**Set problem**
Give the number of lines in the data that hold the word "React", and nothing else.

[Begin Given material]

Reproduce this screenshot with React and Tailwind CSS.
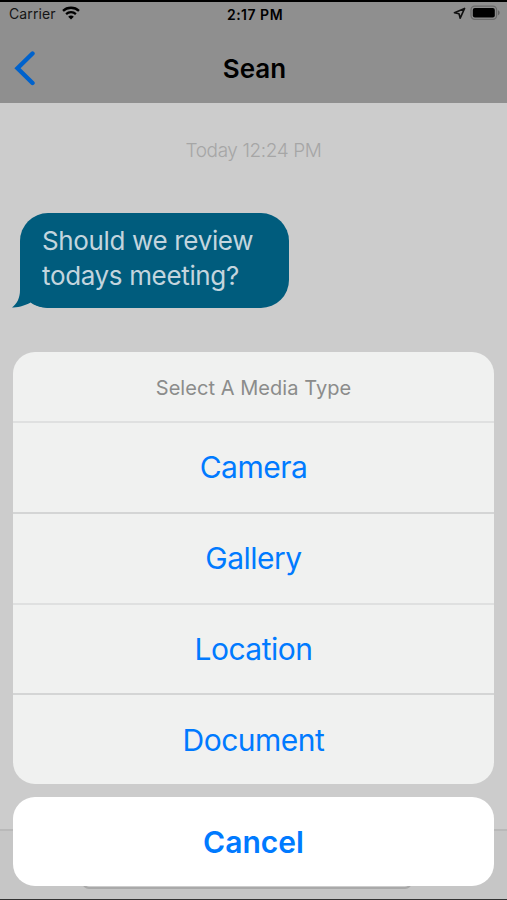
import React, { useState } from 'react';

const mediaTypes = ['Camera', 'Gallery', 'Location', 'Document'];

function WifiIcon() {
  return (
    <svg width="18" height="14" viewBox="0 0 18 14" fill="none">
      <path d="M1 4.9C5.4 0.7 12.6 0.7 17 4.9" stroke="#000" strokeWidth="2.3" />
      <path d="M4.1 8.1C6.8 5.5 11.2 5.5 13.9 8.1" stroke="#000" strokeWidth="2.2" />
      <path d="M9 13.6L6.2 10.7C7.8 9.2 10.2 9.2 11.8 10.7Z" fill="#000" />
    </svg>
  );
}

function LocationIcon() {
  return (
    <svg width="13" height="13" viewBox="0 0 13 13" fill="none" className="relative -top-px">
      <path d="M11.6 1.4L1.4 5.8L6 6.8L7.2 11.2Z" stroke="#111" strokeWidth="1.6" strokeLinejoin="round" />
    </svg>
  );
}

function BatteryIcon() {
  return (
    <svg width="31" height="16" viewBox="0 0 31 16" fill="none" className="relative -top-px">
      <rect x="1" y="1.2" width="25.6" height="13.2" rx="3.8" stroke="#6a6a6a" strokeWidth="1.3" />
      <rect x="2.8" y="3" width="22" height="9.6" rx="2" fill="#000" />
      <path d="M28 5.3C30.2 6 30.2 9.6 28 10.3Z" fill="#626262" />
    </svg>
  );
}

function Header() {
  return (
    <header className="h-[103px] bg-[#8f8f8f] border-t-2 border-black text-black">
      <div className="h-6 grid grid-cols-3 items-center pl-[9px] pr-[6px]">
        <div className="flex items-center gap-[6px] pb-[2px]">
          <span className="text-[14px] tracking-[0.1px] text-[#151515]">Carrier</span>
          <WifiIcon />
        </div>
        <span className="text-center text-[14px] font-semibold tracking-[0.5px]">2:17 PM</span>
        <div className="flex items-center justify-end gap-1">
          <LocationIcon />
          <BatteryIcon />
        </div>
      </div>
      <div className="h-[77px] grid grid-cols-3 items-center px-[14px] pt-[7px]">
        <button aria-label="Back" className="w-[22px]">
          <svg width="22" height="36" viewBox="0 0 22 36" fill="none">
            <path d="M18.5 3.5L3.5 18.2L18.5 33" stroke="#0062cc" strokeWidth="4.4" strokeLinecap="round" strokeLinejoin="miter" />
          </svg>
        </button>
        <h1 className="pl-[2px] text-center text-[26px] font-semibold">Sean</h1>
      </div>
    </header>
  );
}

function Message({ children }) {
  return (
    <div className="relative ml-[20px] w-[269px] h-[95px] rounded-[28px] bg-[#005c7d] pl-[22px] pt-[10px] text-[26px] leading-[35px] tracking-[-0.35px] text-[#c3d5de]">
      <svg className="absolute -left-[8px] bottom-0" width="40" height="36" viewBox="0 0 40 36">
        <path d="M8 0V18C8 26 5 32 0 35.400C7 35.800 14 33.200 18.500 30.600C22.500 33.500 27 35.300 36 36V0Z" fill="#005c7d" />
      </svg>
      <p className="relative whitespace-nowrap">{children}</p>
    </div>
  );
}

function ActionSheet({ onSelect }) {
  return (
    <div className="absolute left-[13px] right-[13px] bottom-[14px] text-center text-[#007aff]">
      <div className="rounded-[22px] bg-[#f0f1f0] overflow-hidden mb-[13px]">
        <div className="h-[69px] pt-[2px] flex items-center justify-center text-[20px] tracking-[0.05px] text-[#8b8c8b]">Select A Media Type</div>
        {mediaTypes.map((type) => (
          <button
            key={type}
            onClick={() => onSelect(type)}
            className="block w-full h-[90.75px] pt-px border-t-2 border-[#d8d9d9] odd:border-[#d4d5d5] even:border-[#dfe0e0] text-[30px] tracking-[-0.5px]"
          >
            {type}
          </button>
        ))}
      </div>
      <button onClick={() => onSelect('')} className="block w-full h-[89px] pt-[2px] rounded-[22px] bg-white text-[30px] font-semibold">
        Cancel
      </button>
    </div>
  );
}

export default function App() {
  const [, setMediaType] = useState('');

  return (
    <div className="relative w-[507px] h-[900px] overflow-hidden flex flex-col bg-[#cccccc] font-[Inter,sans-serif]">
      <Header />
      <main className="flex-1">
        <p className="pt-[34px] text-center text-[19px] leading-[28px] font-light tracking-[-0.4px] text-[#a6a6a6]">Today 12:24 PM</p>
        <div className="pt-[48px]">
          <Message>
            Should we review
            <br />
            todays meeting?
          </Message>
        </div>
      </main>

      {/* Message composer, mostly under the sheet */}
      <footer className="h-[71px] bg-[#c6c6c6] border-t-2 border-t-[#b9b9b9] border-b border-b-[#333] flex justify-center pt-2">
        <div className="w-[330px] h-[50px] ml-[-13px] rounded-[7px] border-2 border-[#a9a9a9] bg-[#cccccc]" />
      </footer>

      <ActionSheet onSelect={setMediaType} />
    </div>
  );
}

[End Given material]

**Solution to the exercise**
2